━━ Recorded data

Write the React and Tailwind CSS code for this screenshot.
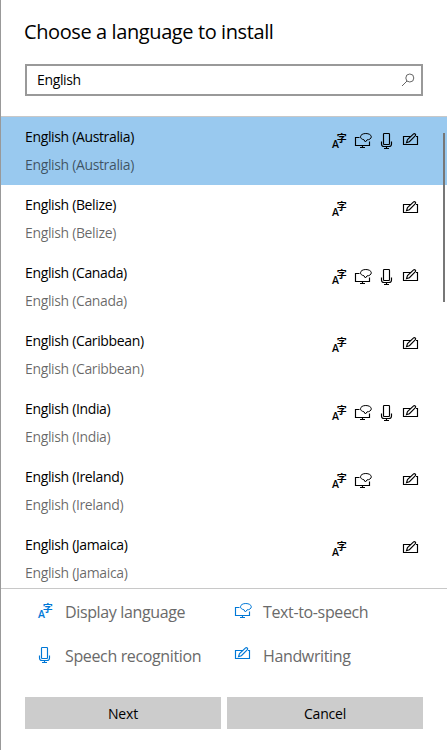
import React from 'react';

const languages = [
  { name: 'English (Australia)', features: ['display', 'tts', 'speech', 'pen'], selected: true },
  { name: 'English (Belize)', features: ['display', 'pen'] },
  { name: 'English (Canada)', features: ['display', 'tts', 'speech', 'pen'] },
  { name: 'English (Caribbean)', features: ['display', 'pen'] },
  { name: 'English (India)', features: ['display', 'tts', 'speech', 'pen'] },
  { name: 'English (Ireland)', features: ['display', 'tts', 'pen'] },
  { name: 'English (Jamaica)', features: ['display', 'pen'] },
];

const columns = ['display', 'tts', 'speech', 'pen'];

function Icon({ children }) {
  return (
    <svg width="17" height="17" viewBox="0 0 17 17" fill="none" stroke="currentColor" strokeWidth="1.15" className="block shrink-0 overflow-visible">
      {children}
    </svg>
  );
}

function FeatureIcon({ type }) {
  if (type === 'display') {
    return (
      <Icon>
        <g fill="currentColor" stroke="none">
          <text x="1" y="15" fontSize="10.5" fontWeight="600" className="font-['Open_Sans',sans-serif]">A</text>
          <text x="5.8" y="9.4" fontSize="10" fontWeight="700" className="font-['Noto_Sans_CJK_SC',sans-serif]">字</text>
        </g>
      </Icon>
    );
  }
  if (type === 'tts') {
    return (
      <Icon>
        <path d="M4.5 4.5h-4v8h14V8.5M7.5 12.5v2M5 14.5h5" />
        <path d="M9 6.8C6.8 6.3 5.5 5.4 5.5 3.8 5.5 1.9 7.8.5 10.8.5s5.5 1.4 5.5 3.3-2 3-4.3 3.1L10.4 9 9 6.8z" strokeWidth="1" />
      </Icon>
    );
  }
  if (type === 'speech') {
    return (
      <Icon>
        <rect x="4.5" y=".5" width="6" height="11" rx=".7" />
        <path d="M2.5 8.5V11c0 1.8 1 2.5 2.5 2.5h5c1.5 0 2.5-.7 2.5-2.5V8.5M7.5 13.5v2M5 15.5h5" />
      </Icon>
    );
  }
  return (
    <Icon>
      <path d="M8 3.5H.5v8h14v-8H13" />
      <path d="M3.5 9.6l1-3L10.6.9c1-.9 2.7.6 1.8 1.7L6.4 8.7z" />
    </Icon>
  );
}

function LanguageRow({ name, features, selected }) {
  return (
    <div className={`flex h-[68px] shrink-0 justify-between pl-6 pr-5 ${selected ? 'bg-[#99c9ef]' : ''}`}>
      <div className="pt-[6px] text-[14px] leading-7 tracking-[-0.35px]">
        <div>{name}</div>
        <div className="text-black/60">{name}</div>
      </div>
      <div className="grid w-24 grid-cols-4 pt-4">
        {columns.map((c) => (
          <div key={c}>{features.includes(c) && <FeatureIcon type={c} />}</div>
        ))}
      </div>
    </div>
  );
}

function LegendItem({ type, label }) {
  return (
    <div className="flex items-start">
      <span className="text-[#0078d7]"><FeatureIcon type={type} /></span>
      <span className="-mt-px ml-[11px] text-[16px] leading-5 tracking-[-0.36px] text-[#6a6a6a]">{label}</span>
    </div>
  );
}

export default function App() {
  return (
    <div className="flex h-[750px] w-[447px] flex-col overflow-hidden border-l border-[#999] bg-white font-['Open_Sans','Noto_Sans',sans-serif] text-black">
      <h1 className="h-16 pl-[23px] pt-[18px] text-[20px] leading-7 tracking-[-0.4px]">Choose a language to install</h1>
      <div className="ml-6 flex h-8 w-[398px] shrink-0 items-center justify-between border-2 border-[#999] pl-[10px] pr-[6px] text-[14px] tracking-[-0.35px]">
        <span className="-mt-px">English</span>
        <svg width="14" height="14" viewBox="0 0 14 14" fill="none" stroke="#666" className="block">
          <circle cx="8.8" cy="5" r="4" />
          <path d="M6 8L1 13" />
        </svg>
      </div>

      <div className="relative mt-5 flex h-[473px] shrink-0 flex-col overflow-hidden border-y border-[#c8c8c8]">
        {languages.map((l) => (
          <LanguageRow key={l.name} {...l} />
        ))}
        <div className="absolute right-[2px] top-4 h-[169px] w-[2px] bg-[#777]" />
      </div>

      <div className="grid h-[108px] shrink-0 grid-cols-[198px_1fr] grid-rows-[44px_44px] pl-9 pt-[14px]">
        <LegendItem type="display" label="Display language" />
        <LegendItem type="tts" label="Text-to-speech" />
        <LegendItem type="speech" label="Speech recognition" />
        <LegendItem type="pen" label="Handwriting" />
      </div>

      <div className="ml-6 grid w-[398px] grid-cols-2 gap-[6px] text-[14px] tracking-[-0.2px]">
        <button className="h-8 bg-[#ccc]">Next</button>
        <button className="h-8 bg-[#ccc]">Cancel</button>
      </div>
    </div>
  );
}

━━━━

Aim:
Restate the data above word for word. Skip every picture.

Solution to this exercise:
Write the React and Tailwind CSS code for this screenshot.
import React from 'react';

const languages = [
  { name: 'English (Australia)', features: ['display', 'tts', 'speech', 'pen'], selected: true },
  { name: 'English (Belize)', features: ['display', 'pen'] },
  { name: 'English (Canada)', features: ['display', 'tts', 'speech', 'pen'] },
  { name: 'English (Caribbean)', features: ['display', 'pen'] },
  { name: 'English (India)', features: ['display', 'tts', 'speech', 'pen'] },
  { name: 'English (Ireland)', features: ['display', 'tts', 'pen'] },
  { name: 'English (Jamaica)', features: ['display', 'pen'] },
];

const columns = ['display', 'tts', 'speech', 'pen'];

function Icon({ children }) {
  return (
    <svg width="17" height="17" viewBox="0 0 17 17" fill="none" stroke="currentColor" strokeWidth="1.15" className="block shrink-0 overflow-visible">
      {children}
    </svg>
  );
}

function FeatureIcon({ type }) {
  if (type === 'display') {
    return (
      <Icon>
        <g fill="currentColor" stroke="none">
          <text x="1" y="15" fontSize="10.5" fontWeight="600" className="font-['Open_Sans',sans-serif]">A</text>
          <text x="5.8" y="9.4" fontSize="10" fontWeight="700" className="font-['Noto_Sans_CJK_SC',sans-serif]">字</text>
        </g>
      </Icon>
    );
  }
  if (type === 'tts') {
    return (
      <Icon>
        <path d="M4.5 4.5h-4v8h14V8.5M7.5 12.5v2M5 14.5h5" />
        <path d="M9 6.8C6.8 6.3 5.5 5.4 5.5 3.8 5.5 1.9 7.8.5 10.8.5s5.5 1.4 5.5 3.3-2 3-4.3 3.1L10.4 9 9 6.8z" strokeWidth="1" />
      </Icon>
    );
  }
  if (type === 'speech') {
    return (
      <Icon>
        <rect x="4.5" y=".5" width="6" height="11" rx=".7" />
        <path d="M2.5 8.5V11c0 1.8 1 2.5 2.5 2.5h5c1.5 0 2.5-.7 2.5-2.5V8.5M7.5 13.5v2M5 15.5h5" />
      </Icon>
    );
  }
  return (
    <Icon>
      <path d="M8 3.5H.5v8h14v-8H13" />
      <path d="M3.5 9.6l1-3L10.6.9c1-.9 2.7.6 1.8 1.7L6.4 8.7z" />
    </Icon>
  );
}

function LanguageRow({ name, features, selected }) {
  return (
    <div className={`flex h-[68px] shrink-0 justify-between pl-6 pr-5 ${selected ? 'bg-[#99c9ef]' : ''}`}>
      <div className="pt-[6px] text-[14px] leading-7 tracking-[-0.35px]">
        <div>{name}</div>
        <div className="text-black/60">{name}</div>
      </div>
      <div className="grid w-24 grid-cols-4 pt-4">
        {columns.map((c) => (
          <div key={c}>{features.includes(c) && <FeatureIcon type={c} />}</div>
        ))}
      </div>
    </div>
  );
}

function LegendItem({ type, label }) {
  return (
    <div className="flex items-start">
      <span className="text-[#0078d7]"><FeatureIcon type={type} /></span>
      <span className="-mt-px ml-[11px] text-[16px] leading-5 tracking-[-0.36px] text-[#6a6a6a]">{label}</span>
    </div>
  );
}

export default function App() {
  return (
    <div className="flex h-[750px] w-[447px] flex-col overflow-hidden border-l border-[#999] bg-white font-['Open_Sans','Noto_Sans',sans-serif] text-black">
      <h1 className="h-16 pl-[23px] pt-[18px] text-[20px] leading-7 tracking-[-0.4px]">Choose a language to install</h1>
      <div className="ml-6 flex h-8 w-[398px] shrink-0 items-center justify-between border-2 border-[#999] pl-[10px] pr-[6px] text-[14px] tracking-[-0.35px]">
        <span className="-mt-px">English</span>
        <svg width="14" height="14" viewBox="0 0 14 14" fill="none" stroke="#666" className="block">
          <circle cx="8.8" cy="5" r="4" />
          <path d="M6 8L1 13" />
        </svg>
      </div>

      <div className="relative mt-5 flex h-[473px] shrink-0 flex-col overflow-hidden border-y border-[#c8c8c8]">
        {languages.map((l) => (
          <LanguageRow key={l.name} {...l} />
        ))}
        <div className="absolute right-[2px] top-4 h-[169px] w-[2px] bg-[#777]" />
      </div>

      <div className="grid h-[108px] shrink-0 grid-cols-[198px_1fr] grid-rows-[44px_44px] pl-9 pt-[14px]">
        <LegendItem type="display" label="Display language" />
        <LegendItem type="tts" label="Text-to-speech" />
        <LegendItem type="speech" label="Speech recognition" />
        <LegendItem type="pen" label="Handwriting" />
      </div>

      <div className="ml-6 grid w-[398px] grid-cols-2 gap-[6px] text-[14px] tracking-[-0.2px]">
        <button className="h-8 bg-[#ccc]">Next</button>
        <button className="h-8 bg-[#ccc]">Cancel</button>
      </div>
    </div>
  );
}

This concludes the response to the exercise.